We got dial telephones in 1968 or '70. Before that you went through an operator who connected you to your party. ("Hello, Linda? I need to speak with Francis.") I was in Europe one summer with a school study group and wanted to talk with my mommy (I was homesick). I rang up the overseas operator and asked her to dial 34 (34... that was my phone number...) She thought I was playing a joke on her and almost refused to do it. She only believed me when I started crying! With a stern warning about playing a joke on her, she rang into the office and asked if there was a number 34 there. I can't remember who was working, but I remember she asked the overseas operator if it were Sally calling home and chatted with the both of us for a minute before ringing my house. Needless to say, the overseas operator was astonished. Mom said when the phone rang, she looked at the cook and said, "There's Sally". Wierd.

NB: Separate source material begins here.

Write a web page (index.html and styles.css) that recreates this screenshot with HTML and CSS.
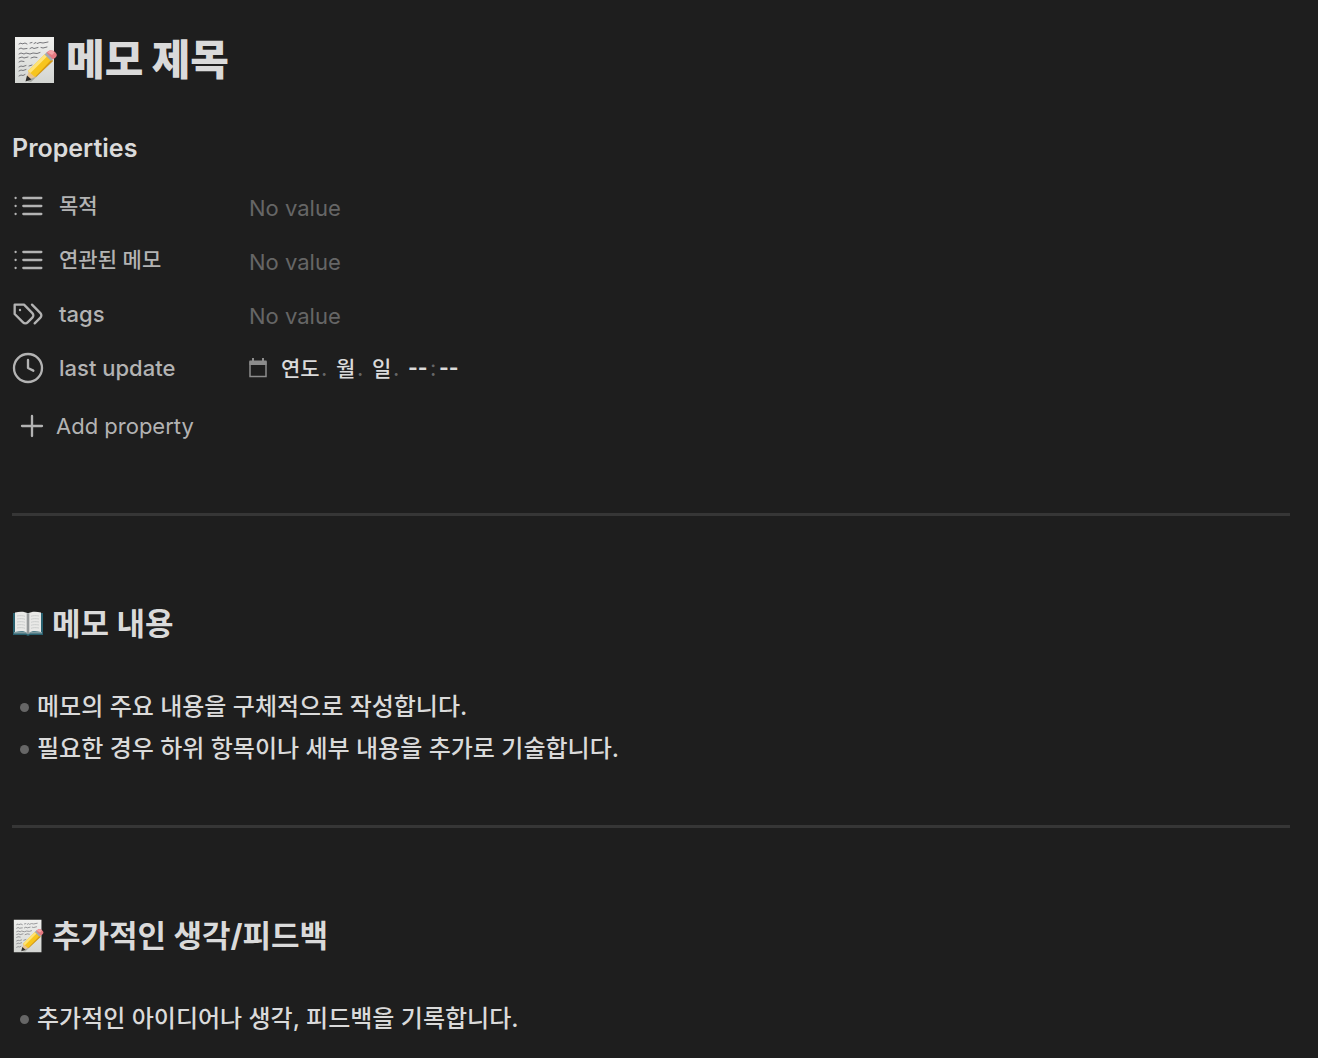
FILE: index.html
```html
<!DOCTYPE html>
<html lang="ko">
<head>
    <meta charset="UTF-8">
    <meta name="viewport" content="width=device-width, initial-scale=1.0">
    <title>메모 제목</title>
    <link rel="stylesheet" href="styles.css">
</head>
<body>
    <!-- Shared icons -->
    <svg class="sprite" aria-hidden="true">
        <defs>
            <linearGradient id="paper" x1="0" y1="0" x2="0" y2="1">
                <stop offset="0" stop-color="#f0f0ee"/>
                <stop offset="1" stop-color="#d3d5d2"/>
            </linearGradient>
        </defs>
        <symbol id="memo" viewBox="0 0 44 48">
            <path fill="url(#paper)" d="M2 1h39v46H2z"/>
            <path fill="none" stroke="#77777b" stroke-width="1" stroke-linecap="round" d="M6 8l2-1 1 1 3-1 2 1m3-1l2-.5m2 1l2-1 1 1 3-1 3 .5 5-1M6 13l2-1 2 1 4-.5m3 0l2-1 2 1 4-1m3 0l2 .5 4-1M6 18l2-1 3 1 2-1 4 1 3-1 4 .5 3-1M6 22l3-1 2 1 4-1m3 1l3-1 3 .5M6 26l2-1 3 .5M6 31l2-1 2 .5 3-1m3 .5l3-1M6 35l2-1 2 .5 3-1M6 40l2-1 2 .5 2-1"/>
            <path fill="#787a72" opacity=".5" d="M14 45L38 24l2 1-22 21z"/>
            <path fill="#e8c391" d="M13 44l3-10 7 7z"/>
            <path fill="#2e2c2a" d="M12.500 45.500l1.500-6 4.500 4z"/>
            <path fill="#d99a10" d="M21 39L38 22l2 3-17 16z"/>
            <path fill="#f7c51e" d="M15 35L32 18l6.500 5.500L22 41z"/>
            <path fill="#ffe377" d="M15 35L32 18l2.500 2L17.500 37z"/>
            <path fill="#a5a9ac" d="M31.500 18.500l2.500-2.500 6.500 6.500-2.500 2.500z"/>
            <path fill="#e57980" d="M33.500 16.500l2-1.500c2-1.500 5-.5 7 1.500s1.500 3.500 0 5l-2.500 2z"/>
            <path fill="#f4a2a4" d="M34.500 16.500l1.500-1.500c2-1 4.500 0 5.500 1.500l-2.500 2.500z"/>
        </symbol>
        <symbol id="book" viewBox="0 0 32 26">
            <path fill="#28606f" d="M1 2h30v22H18l-2 1-2-1H1z"/>
            <path fill="#7e9aa0" d="M2 21h28v1.500H18l-2 1-2-1H2z"/>
            <path fill="#e9e9e7" d="M3 1.500c5-1 10-1 13 1 3-2 8-2 13-1V21c-5-1-10-1-13 1-3-2-8-2-13-1z"/>
            <path fill="#b5b8b8" d="M14.500 2l1.500.7 1.500-.7v19.500L16 22.500l-1.500-1z"/>
            <path stroke="#777b7d" stroke-width="1" d="M16 2.500v20"/>
            <path fill="none" stroke="#c4c6c7" stroke-width=".8" d="M5 5c3-.5 6-.5 8 .3M5 8c3-.5 6-.5 8 .3M5 11c3-.5 6-.5 8 .3M5 14c3-.5 6-.5 8 .3M5 17c3-.5 6-.5 8 .3M19 5.300c2-.8 5-.8 8-.3M19 8.300c2-.8 5-.8 8-.3M19 11.300c2-.8 5-.8 8-.3M19 14.300c2-.8 5-.8 8-.3M19 17.300c2-.8 5-.8 8-.3"/>
        </symbol>
        <symbol id="list" viewBox="0 0 24 24">
            <path d="M8.500 6h13.500M8.500 12h13.500M8.500 18h13.500M2.700 6h.01M2.700 12h.01M2.700 18h.01"/>
        </symbol>
    </svg>

    <main class="note">
        <h1><svg class="emoji-lg" role="img" aria-label="메모"><use href="#memo"/></svg>메모 제목</h1>

        <section class="properties">
            <h3>Properties</h3>
            <div class="property">
                <svg class="icon" aria-hidden="true"><use href="#list"/></svg>
                <label class="ko" for="purpose">목적</label>
                <input id="purpose" class="value" type="text" placeholder="No value">
            </div>
            <div class="property">
                <svg class="icon" aria-hidden="true"><use href="#list"/></svg>
                <label class="ko" for="related">연관된 메모</label>
                <input id="related" class="value" type="text" placeholder="No value">
            </div>
            <div class="property">
                <svg class="icon" viewBox="0 0 24 24" aria-hidden="true">
                    <path d="M9 5H2v7l6.290 6.290c.940.940 2.480.940 3.420 0l3.580-3.580c.940-.940.940-2.480 0-3.420L9 5Z"/>
                    <path d="M6 9.010V9"/>
                    <path d="m15 5 6.300 6.300a2.400 2.400 0 0 1 0 3.400L17 19"/>
                </svg>
                <label for="tags">tags</label>
                <input id="tags" class="value" type="text" placeholder="No value">
            </div>
            <div class="property">
                <svg class="icon" viewBox="0 0 24 24" aria-hidden="true">
                    <circle cx="12" cy="12" r="10.500"/>
                    <path d="M12 6v6l4 2"/>
                </svg>
                <label for="year">last update</label>
                <div class="datetime">
                    <svg class="calendar" viewBox="0 0 18 20" aria-hidden="true">
                        <path fill="none" stroke="#8c8c8c" stroke-width="1.500" d="M1 4h16v14.500H1z"/>
                        <path fill="#8c8c8c" d="M.5 2.500h17V7H.5zM3 0h2v3H3zM13 0h2v3h-2z"/>
                    </svg>
                    <input id="year" class="year" type="text" value="연도" aria-label="연도"><span>.</span>
                    <input class="day" type="text" value="월" aria-label="월"><span>.</span>
                    <input class="day" type="text" value="일" aria-label="일"><span>.</span>
                    <input class="time" type="text" value="--" aria-label="시"><span class="colon">:</span><input class="time" type="text" value="--" aria-label="분">
                </div>
            </div>
            <button class="add-property" type="button">
                <svg class="icon" viewBox="0 0 24 24" aria-hidden="true"><path d="M4.500 12h15M12 4.500v15"/></svg>
                Add property
            </button>
        </section>

        <hr>

        <h2><svg class="emoji" role="img" aria-label="책"><use href="#book"/></svg>메모 내용</h2>
        <ul>
            <li>메모의 주요 내용을 구체적으로 작성합니다.</li>
            <li>필요한 경우 하위 항목이나 세부 내용을 추가로 기술합니다.</li>
        </ul>

        <hr>

        <h2><svg class="emoji" role="img" aria-label="메모"><use href="#memo"/></svg>추가적인 생각/피드백</h2>
        <ul>
            <li>추가적인 아이디어나 생각, 피드백을 기록합니다.</li>
        </ul>
    </main>
</body>
</html>
```
FILE: styles.css
```css
* {
    box-sizing: border-box;
}

body {
    margin: 0;
    background-color: #1e1e1e;
    color: #dadada;
    font-family: Inter, "Noto Sans CJK KR", sans-serif;
    font-size: 24px;
}

.sprite {
    position: absolute;
    width: 0;
    height: 0;
}

.note {
    padding: 33px 28px 19px 12px;
}

h1, h2, h3 {
    margin: 0;
}

h1, h2 {
    display: flex;
    align-items: center;
}

h1 {
    gap: 8px;
    font-size: 42px;
    font-weight: 900;
    line-height: 54px;
}

h2 {
    gap: 8px;
    font-size: 31px;
    line-height: 44px;
}

h3 {
    font-size: 25px;
    font-weight: 600;
    line-height: 32px;
    margin-bottom: 15px;
}

.emoji-lg {
    width: 46px;
    height: 48px;
}

.emoji {
    width: 32px;
    height: 34px;
}

.properties {
    margin-top: 45px;
}

.property {
    display: flex;
    align-items: center;
    height: 54px;
    font-size: 22px;
    color: #b3b3b3;
}

.property label {
    width: 190px;
    margin-left: 15px;
    font-weight: 500;
}

.property .ko {
    padding-bottom: 4px;
    font-size: 21px;
}

.icon {
    flex: none;
    width: 32px;
    height: 32px;
    fill: none;
    stroke: #b3b3b3;
    stroke-width: 1.75;
    stroke-linecap: round;
    stroke-linejoin: round;
}

input {
    padding: 0;
    border: none;
    outline: none;
    background: none;
    color: #dadada;
    font: inherit;
}

.value {
    flex: 1;
    padding-top: 4px;
}

.value::placeholder {
    color: #666;
}

/* Date and time field */
.datetime {
    display: flex;
    align-items: center;
    color: #666;
}

.datetime input {
    padding-bottom: 2px;
    font-size: 21px;
    font-weight: 500;
}

.calendar {
    width: 18px;
    height: 20px;
    margin-right: 14px;
}

.datetime .year {
    width: 40px;
}

.datetime .day {
    width: 21px;
    margin-left: 8px;
}

.datetime .time {
    width: 22px;
    font-weight: 700;
}

.datetime span {
    width: 7px;
}

.datetime span + .time {
    margin-left: 8px;
}

.datetime .colon + .time {
    margin-left: 2px;
}

.add-property {
    display: flex;
    align-items: center;
    gap: 8px;
    height: 40px;
    margin-top: 11px;
    padding: 0 4px;
    border: none;
    background: none;
    color: #b3b3b3;
    font: inherit;
    font-size: 22px;
    cursor: pointer;
}

hr {
    height: 3px;
    margin: 56px 0 86px;
    border: none;
    background-color: #363636;
}

.properties + hr {
    margin-top: 67px;
}

ul {
    margin: 40px 0 0;
    padding: 0;
    list-style: none;
}

ul + hr {
    margin-top: 55px;
}

li {
    display: flex;
    align-items: center;
    gap: 8px;
    padding-left: 8px;
    font-weight: 500;
    line-height: 42px;
}

li::before {
    content: "";
    flex: none;
    width: 9px;
    height: 9px;
    border-radius: 50%;
    background-color: #666;
}
```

I was a "horse nut" from my earliest memory and I owned horses from the ages of 9 to 21. Luckily there was a barn on the property, so I kept my horses in my back yard. The surrounding hills were my playground. I remember riding to the top of one hill in particular to sit and watch the day go by. I could look down at the fields of corn and beans criss-crossing the bottom and the clouds slowly passing overhead. ["The bottom" is what the valley between our hills and the hills of Nebraska were called. Long ago the Missouri River cut a wide swath between the two, leaving fertile ground behind. I'm guessing it was about 15 miles wide and FLAT, FLAT, FLAT! Onawa is located on the bottom. I think that's why I always hated that town - it was too flat.] I once asked mom if she ever worried about me - being out all day on my horse. She told me "No...the horse will come home if anything happens to you." It was only later that I realized that, the horse might come home, but how would she know where the hell I was! Those hills were big and I went everywhere in them.
It was the perfect place to grow up, even by '50's standards. I was very lucky, and I miss it still. If I ever win the lottery, I'm going to buy one of those hills and move home.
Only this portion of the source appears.